Por uma Psicologia menos Individualista
- Victor Portavales Silva
- 1 de out. de 2024
- 3 min de leitura

Tem crescido nas redes sociais um movimento de defesa de determinadas perspectivas em Psicologia em detrimento de outras, sob o argumento de cientificidade. Em tese, intervenções baseadas em protocolos validados por ensaios clínicos randomizados e analisadas através de revisões sistemáticas e metanálises dariam conta da complexidade do sofrimento humano. A primeira pergunta é: será mesmo? Será que toda demanda clínica que chega ao consultório pode ser diagnosticada e possui um protocolo bem estabelecido de tratamento? E mais, como ficam as comorbidades? Os tratamentos foram validados para casos de sobreposição de diagnósticos? Essas perguntas ainda merecem maior esclarecimento, mas não são o foco deste texto.
O que venho discutir é o caráter alienante dessa proposta terapêutica, que não enxerga suas próprias pressuposições e posiciona a Psicologia em um lugar previamente delimitado e inquestionado. A principal pressuposição é de que as queixas de que a Psicologia clínica deve se ocupar são majoritariamente de caráter individual, psíquico, e podem ser resolvidas por protocolos clínicos previamente definidos. Não é isso o que observo em minha prática profissional. Diversas queixas tem origem em sofrimentos que decorrem do sistema econômico-produtivo vigente e suas contradições, bem como do bombardeio de propagandas neoliberais que centram no indivíduo tanto a origem como a possível solução para o sofrimento. Muitas outras não se enquadram em um diagnóstico, e tantas outras decorrem da precariedade e falta de recursos.
Alguns poderiam argumentar que não é tarefa da Psicologia se ocupar de problemas estruturais, econômicos e sociais. Trata-se de um argumento já há muito superado dentro da própria Psicologia, já que ignora por completo o campo da Psicologia Social, por exemplo. Esse argumento poderia ser refinado, dizendo que não cabe especificamente à Psicologia Clínica ocupar-se dos problemas citados. A isso só posso responder que somente uma proposta individualista, individualizante, alienada e alienante poderia ignorar tais problemas. Ainda que o trabalho individual não seja capaz de resolver questões tão amplas, há sempre espaço para tematização do sofrimento gerado por essas mazelas. A conscientização já tem um caráter emancipador por si só, como propõe Martin-Baró. Ainda que não elimine o sofrimento, dá um sentido e um direcionamento para ele.
A Fenomenologia-Existencial, sobretudo em seu enfoque hermenêutico, compreende que todo existente deve ser entendido em seu caráter de ser-no-mundo, o que significa que o campo histórico e social que institui os sentidos determinados em uma dada época possuem uma centralidade no campo de análise. Em outras palavras, precisamos compreender nosso tempo histórico para compreender a pessoa que busca ajuda no consultório. Propor um tratamento que ignore a historicidade dos acontecimentos é como tomar a parte pelo todo, é deixar de lado um aspecto central da queixa.

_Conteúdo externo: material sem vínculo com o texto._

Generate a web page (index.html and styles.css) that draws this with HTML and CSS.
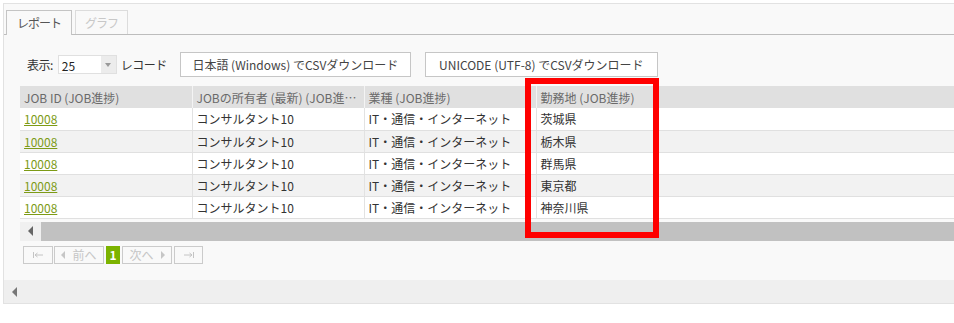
FILE: index.html
```html
<!DOCTYPE html>
<html lang="ja">
<head>
    <meta charset="UTF-8">
    <title>レポート</title>
    <link rel="stylesheet" href="styles.css">
</head>
<body>
    <div class="panel">
        <div class="tabs">
            <div class="tab active">レポート</div>
            <div class="tab disabled">グラフ</div>
        </div>

        <div class="content">
            <div class="toolbar">
                <span class="label">表示:</span>
                <div class="select">
                    <span class="select-value">25</span>
                    <span class="select-arrow"></span>
                </div>
                <span class="label">レコード</span>
                <button class="csv-button first">日本語 (Windows) でCSVダウンロード</button>
                <button class="csv-button">UNICODE (UTF-8) でCSVダウンロード</button>
            </div>

            <div class="grid">
                <table>
                    <colgroup>
                        <col class="col-fixed">
                        <col class="col-fixed">
                        <col class="col-fixed">
                        <col class="col-fixed">
                        <col>
                    </colgroup>
                    <thead>
                        <tr>
                            <th>JOB ID (JOB進捗)</th>
                            <th>JOBの所有者 (最新) (JOB進捗)</th>
                            <th>業種 (JOB進捗)</th>
                            <th>勤務地 (JOB進捗)</th>
                            <th class="filler"></th>
                        </tr>
                    </thead>
                    <tbody>
                        <tr>
                            <td><a href="#">10008</a></td>
                            <td>コンサルタント10</td>
                            <td>IT・通信・インターネット</td>
                            <td>茨城県</td>
                            <td class="filler"></td>
                        </tr>
                        <tr class="alt">
                            <td><a href="#">10008</a></td>
                            <td>コンサルタント10</td>
                            <td>IT・通信・インターネット</td>
                            <td>栃木県</td>
                            <td class="filler"></td>
                        </tr>
                        <tr>
                            <td><a href="#">10008</a></td>
                            <td>コンサルタント10</td>
                            <td>IT・通信・インターネット</td>
                            <td>群馬県</td>
                            <td class="filler"></td>
                        </tr>
                        <tr class="alt">
                            <td><a href="#">10008</a></td>
                            <td>コンサルタント10</td>
                            <td>IT・通信・インターネット</td>
                            <td>東京都</td>
                            <td class="filler"></td>
                        </tr>
                        <tr>
                            <td><a href="#">10008</a></td>
                            <td>コンサルタント10</td>
                            <td>IT・通信・インターネット</td>
                            <td>神奈川県</td>
                            <td class="filler"></td>
                        </tr>
                    </tbody>
                </table>
                <div class="hscroll">
                    <span class="hscroll-btn"><span class="arrow-left"></span></span>
                    <span class="hscroll-thumb"></span>
                </div>
            </div>

            <div class="pager">
                <span class="page-btn page-edge">
                    <svg width="12" height="8" viewBox="0 0 12 8"><path d="M1.5 1v6M3 4h8M3 4l2.5-2M3 4l2.5 2" stroke="#c4c4c4" fill="none"/></svg>
                </span>
                <span class="page-btn page-step"><span class="tri-left"></span>前へ</span>
                <span class="page-num">1</span>
                <span class="page-btn page-step">次へ<span class="tri-right"></span></span>
                <span class="page-btn page-edge last">
                    <svg width="12" height="8" viewBox="0 0 12 8"><path d="M10.5 1v6M1 4h8M9 4l-2.5-2M9 4l-2.5 2" stroke="#c4c4c4" fill="none"/></svg>
                </span>
            </div>
        </div>

        <div class="outer-scroll">
            <span class="arrow-left"></span>
        </div>
    </div>

    <!-- 注目箇所の赤枠 -->
    <div class="highlight"></div>
</body>
</html>
```

FILE: styles.css
```css
body {
    margin: 0;
    background-color: #fff;
    font-family: "Noto Sans CJK JP", "Noto Sans", sans-serif;
    font-size: 12px;
    color: #333;
}

.panel {
    margin: 3px 0 0 3px;
    height: 299px;
    border: 1px solid #e2e2e2;
    border-right: none;
    background-color: #f9f9f9;
    display: flex;
    flex-direction: column;
}

/* タブ */
.tabs {
    height: 30px;
    border-bottom: 1px solid #bdbdbd;
    display: flex;
    align-items: flex-end;
    gap: 3px;
    padding-left: 2px;
}

.tab {
    box-sizing: border-box;
    height: 25px;
    line-height: 24px;
    border: 1px solid #c4c4c4;
    border-bottom: none;
    margin-bottom: -1px;
    background-color: #f9f9f9;
    text-align: center;
    white-space: nowrap;
    letter-spacing: -1px;
}

.tab.active {
    width: 66px;
    color: #555;
}

.tab.disabled {
    width: 53px;
    height: 24px;
    margin-bottom: 0;
    color: #c8c8c8;
    border-color: #dcdcdc;
}

.content {
    padding-left: 16px;
}

/* ツールバー */
.toolbar {
    margin-top: 17px;
    height: 25px;
    padding-left: 7px;
    display: flex;
    align-items: center;
}

.label {
    color: #333;
    letter-spacing: -0.5px;
}

.select {
    margin: 0 4px 0 5px;
    width: 57px;
    height: 17px;
    border: 1px solid #e0e0e0;
    background-color: #fff;
    display: flex;
    align-items: center;
}

.select-value {
    flex: 1;
    padding-left: 3px;
    padding-top: 2px;
    color: #222;
}

.select-arrow {
    width: 15px;
    height: 17px;
    background-color: #ececec;
    position: relative;
}

.select-arrow::after {
    content: "";
    position: absolute;
    left: 4px;
    top: 7px;
    border-left: 3px solid transparent;
    border-right: 3px solid transparent;
    border-top: 4px solid #999;
}

.csv-button {
    box-sizing: border-box;
    height: 25px;
    border: 1px solid #c6c6c6;
    background-color: #fff;
    font-family: inherit;
    font-size: 12px;
    color: #444;
    padding: 0;
    margin-left: 14px;
    width: 233px;
}

.csv-button.first {
    margin-left: 13px;
    width: 231px;
}

/* グリッド */
.grid {
    margin-top: 9px;
    background-color: #f9f9f9;
}

table {
    width: 100%;
    border-collapse: collapse;
    table-layout: fixed;
}

.col-fixed {
    width: 172px;
}

th {
    height: 22px;
    padding: 0 4px;
    background-color: #e0e0e0;
    color: #6a6a6a;
    font-weight: normal;
    text-align: left;
    white-space: nowrap;
    overflow: hidden;
    text-overflow: ellipsis;
    border-left: 1px solid #f4f4f4;
    box-sizing: border-box;
}

th:first-child,
th.filler {
    border-left: none;
}

td {
    height: 22px;
    padding: 0 4px;
    background-color: #fff;
    color: #333;
    white-space: nowrap;
    overflow: hidden;
    border-left: 1px solid #e2e2e2;
    border-bottom: 1px solid #e0e0e0;
    box-sizing: border-box;
}

td:first-child,
td.filler {
    border-left: none;
}

tr.alt td {
    background-color: #f2f2f2;
}

td a {
    color: #7d9b16;
}

.hscroll {
    margin-top: 3px;
    height: 19px;
    display: flex;
}

.hscroll-btn {
    width: 21px;
    background-color: #f0f0f0;
    display: flex;
    align-items: center;
    justify-content: center;
}

.hscroll-thumb {
    flex: 1;
    background-color: #c1c1c1;
}

.arrow-left {
    display: inline-block;
    border-top: 5px solid transparent;
    border-bottom: 5px solid transparent;
    border-right: 5px solid #666;
}

/* ページャ */
.pager {
    margin-top: 5px;
    padding-left: 3px;
    height: 18px;
    display: flex;
    gap: 1px;
}

.page-btn {
    box-sizing: border-box;
    height: 18px;
    border: 1px solid #cbcbcb;
    color: #c6c6c6;
    display: flex;
    align-items: center;
    justify-content: center;
    gap: 7px;
}

.page-edge {
    width: 30px;
}

.page-edge.last {
    width: 29px;
    margin-left: 1px;
}

.page-step {
    width: 50px;
}

.page-num {
    width: 14px;
    height: 18px;
    background-color: #7cb300;
    color: #fff;
    font-weight: bold;
    text-align: center;
    line-height: 18px;
    margin: 0 1px;
}

.tri-left {
    border-top: 4px solid transparent;
    border-bottom: 4px solid transparent;
    border-right: 4px solid #c6c6c6;
}

.tri-right {
    border-top: 4px solid transparent;
    border-bottom: 4px solid transparent;
    border-left: 4px solid #c6c6c6;
}

.outer-scroll {
    margin-top: auto;
    height: 23px;
    background-color: #efefef;
    display: flex;
    align-items: center;
    padding-left: 8px;
}

.outer-scroll .arrow-left {
    border-right-color: #777;
}

.highlight {
    position: absolute;
    left: 525px;
    top: 78px;
    width: 122px;
    height: 148px;
    border: 6px solid #ff0000;
}
```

Compreender nosso tempo histórico engloba tomar ciência dos impactos de um capitalismo tardio nas sociedades periféricas em sua modalidade neoliberal. Dentro desse contexto, todos somos convocados a nos exaurirmos de bom grado sob o pretexto de nos tornarmos rentáveis. A figura do empreendedor de si, debatida por Byung Chul-Han, é o exemplo a ser seguido em um tempo em que as garantias sociais são reduzidas, o emprego formal é gradativamente reduzido e cada um deve dar conta, individualmente, de seus problemas.
Discussões sobre essas questões não serão jamais vistas entre os divulgadores da autoproclamada Psicologia Baseada em Evidências (PBE). Ao proporem tratamentos supostamente eficazes, tais figuras não se perguntam: Eficazes para quem? Visando que finalidade? Não se questionam porque jogam o jogo, replicam o discurso neoliberal prometendo sucesso e renda para seus seguidores. Mas cabe pensar até que ponto tais modalidades de tratamento, que ignoram o contexto social, não servem a retroalimentar e manter de pé o sistema vigente.
Frente ao cenário que se anuncia, de investida da PBE contra outros modos de se fazer Psicologia, é preciso ampliar os debates e lutar por uma psicologia menos individualista. A Psicologia Fenomenológica e Existencial pode ser uma das vozes a se somar ao debate, já que se propõe a superar o solipsismo das perspectivas subjetivistas e individualizantes. Ao resgatar o caráter histórico dos fenômenos, a Fenomenologia-Existencial nos impõe a tarefa de entender os sentidos em jogo no nosso tempo histórico atual. Por romper com a dicotomia entre sujeito e objeto ou homem e mundo, essa perspectiva oferece uma alternativa que traz respostas às propostas individualistas da PBE.